About 360 of the county's 200,000 residents suffered dog bites this year, with three reported deaths, including a 4-year-old girl, the report said.

"With the aim to keep this horrible disease from people, we decided to kill the dogs," Li Haibo, a spokesman for the county government was quoted as saying by the official Xinhua News Agency.

Yes, honey, I know... The killing of dogs in China is nuts, crazy. Why can't they initiate a program to immunize the dogs against rabies? But, then, we're talking about a country where folks eat dogs.

Ah, can you imagine what my reaction would be if some "committee" or "team" tried to beat you? Yeah, it wouldn't happen. Or, yes, it would not have happened. Wishful thinking, I guess; wishing you were still here. (Sometimes I hear the jingle/jangle of the tags on your collar and I turn my head with a smile, knowing you have climbed the stairs to my second story lair, just to check up on me, just to suggest a goodie might be in order. But, I realize, of course, you're no longer here. And, I turn my head back to the computer, as a thousand images of your life with David and me course through my mind.)

So, anyway, I'm sorry this is happening. Eastern civilization confuses me. Always has. I think I got a D+ at the University of Colorado when I took a course in this complex and confusing subject. It remains complex and confusing.
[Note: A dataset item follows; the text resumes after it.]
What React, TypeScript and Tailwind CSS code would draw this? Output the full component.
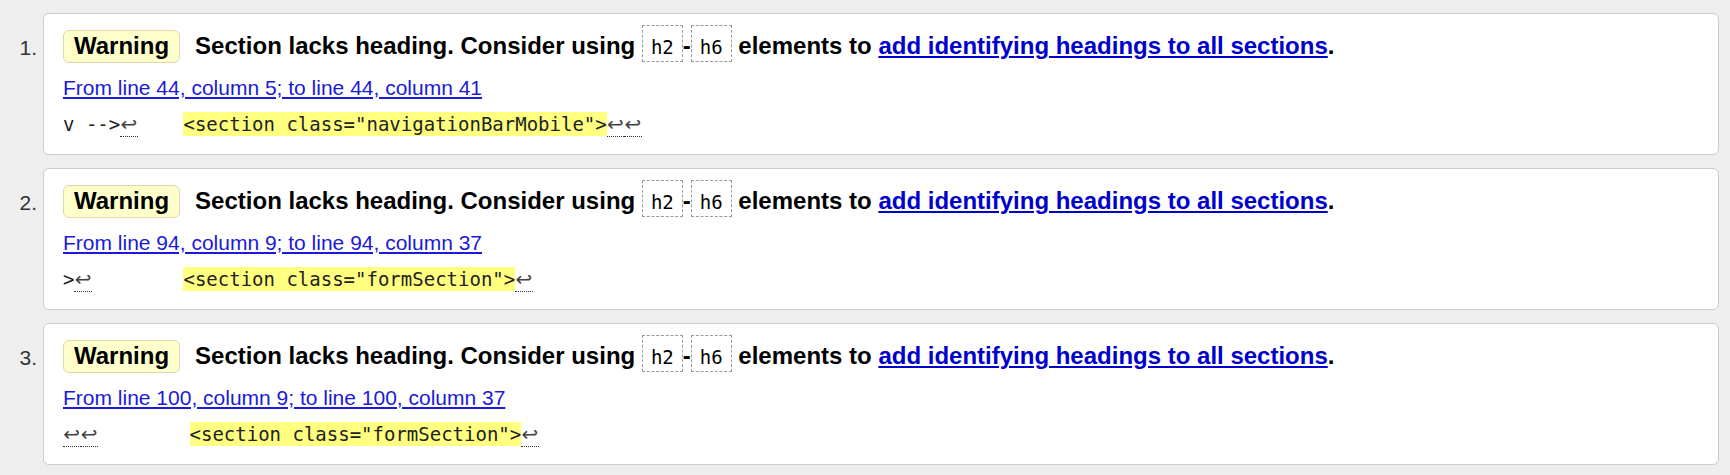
import React from "react";

type Issue = {
  prefix: string;
  leadArrows: number;
  gap: string;
  code: string;
  tailArrows: number;
  location: string;
};

const issues: Issue[] = [
  {
    prefix: "v -->",
    leadArrows: 1,
    gap: "    ",
    code: '<section class="navigationBarMobile">',
    tailArrows: 2,
    location: "From line 44, column 5; to line 44, column 41",
  },
  {
    prefix: ">",
    leadArrows: 1,
    gap: "        ",
    code: '<section class="formSection">',
    tailArrows: 1,
    location: "From line 94, column 9; to line 94, column 37",
  },
  {
    prefix: "",
    leadArrows: 2,
    gap: "        ",
    code: '<section class="formSection">',
    tailArrows: 1,
    location: "From line 100, column 9; to line 100, column 37",
  },
];

const LineBreak: React.FC = () => (
  <span
    title="Line break"
    className="inline-block h-[25px] w-[17.5px] overflow-hidden border-b border-dotted border-[#333] text-center align-top text-[20px] leading-[24px] text-[#444]"
    style={{ fontFamily: '"DejaVu Sans", sans-serif' }}
  >
    ↩
  </span>
);

const Tag: React.FC<{ children: React.ReactNode }> = ({ children }) => (
  <code className="-my-[4px] inline-block border border-dashed border-[#999] px-[8px] pt-[9px] pb-[2px] text-[19px] font-normal leading-[24px] text-black [font-family:'DejaVu_Sans_Mono',monospace]">
    {children}
  </code>
);

const App: React.FC = () => {
  return (
    <div
      className="min-h-screen bg-[#eeeeee] pt-[13px] pr-[11px]"
      style={{ fontFamily: '"Liberation Sans", Arial, sans-serif' }}
    >
      <ol className="flex flex-col gap-[13px]">
        {issues.map((issue, i) => (
          <li key={i} className="flex">
            <div className="w-[43px] shrink-0 pr-[6px] pt-[23px] text-right text-[21px] leading-[24px] text-[#333]">
              {i + 1}.
            </div>

            <div className="flex-1 rounded-[6px] border border-[#cccccc] bg-white px-[19px] pt-[15px] pb-[17px]">
              {/* message */}
              <div className="flex h-[34px] items-center">
                <span className="flex h-[33px] items-center rounded-[6px] border border-[#dcd8a8] bg-[#ffffcc] px-[10px] text-[24px] font-bold text-black">
                  Warning
                </span>
                <p className="ml-[15px] whitespace-nowrap text-[24px] font-bold leading-[34px] text-black">
                  Section lacks heading. Consider using <Tag>h2</Tag>-<Tag>h6</Tag>{" "}
                  elements to{" "}
                  <a href="#" className="text-[#0000cc] underline">
                    add identifying headings to all sections
                  </a>
                  .
                </p>
              </div>

              {/* location */}
              <div className="mt-[11px] text-[21px] leading-[28px]">
                <a href="#" className="text-[#1a1ad8] underline">
                  {issue.location}
                </a>
              </div>

              {/* extract */}
              <div className="mt-[10px] h-[25px] whitespace-pre text-[19px] leading-[24px] text-[#222] [font-family:'DejaVu_Sans_Mono',monospace]">
                <span className="align-top">{issue.prefix}</span>
                {Array.from({ length: issue.leadArrows }).map((_, k) => (
                  <LineBreak key={"a" + k} />
                ))}
                <span className="align-top">{issue.gap}</span>
                <span className="inline-block h-[24px] bg-[#ffff80] align-top">{issue.code}</span>
                {Array.from({ length: issue.tailArrows }).map((_, k) => (
                  <LineBreak key={"b" + k} />
                ))}
              </div>
            </div>
          </li>
        ))}
      </ol>
    </div>
  );
};

export default App;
Now, having admitted to being stumped by the gyrations of Eastern civilization--they eat dogs, for God's sake!--I'm reminded that I can't even explain as rational much of what this country, this jewel of Western civilization is up to lately. I mean , look at us. Look at the oaf in the White House who chews his food with his mouth open while talkin' tough pardner with the Prime Minister of Great Britain; the fuc_ing fratboy genius "world leader" who, heh heh!, gives an unwanted neck rub to the female leader of the German nation state. Hell, I would have been fired from my workplace if I'd layed hands upon a female coworker.

Well, back to the dogs.

I keep rereading this; I keep digesting this; I keep loving these words:

“We need another and wiser and perhaps a more mystical concept of animals. Remote from universal nature, and living by complicated artifice, man in civilization surveys the creature through the glass of his knowledge and sees thereby a feather magnified and the whole image in distortion. We patronize them for their incompleteness, for their tragic fate of having taken form so far below ourselves. And therein we err, and greatly err. For the animal shall not be measured by man. In a world older and more complete than ours they move finished and complete, gifted with extensions of the senses we have lost or never attained, living by voices we shall never hear. They are not brethren, they are not underlings; they are other nations, caught with ourselves in the net of life and time, fellow prisoners of the splendor and travail of the earth.”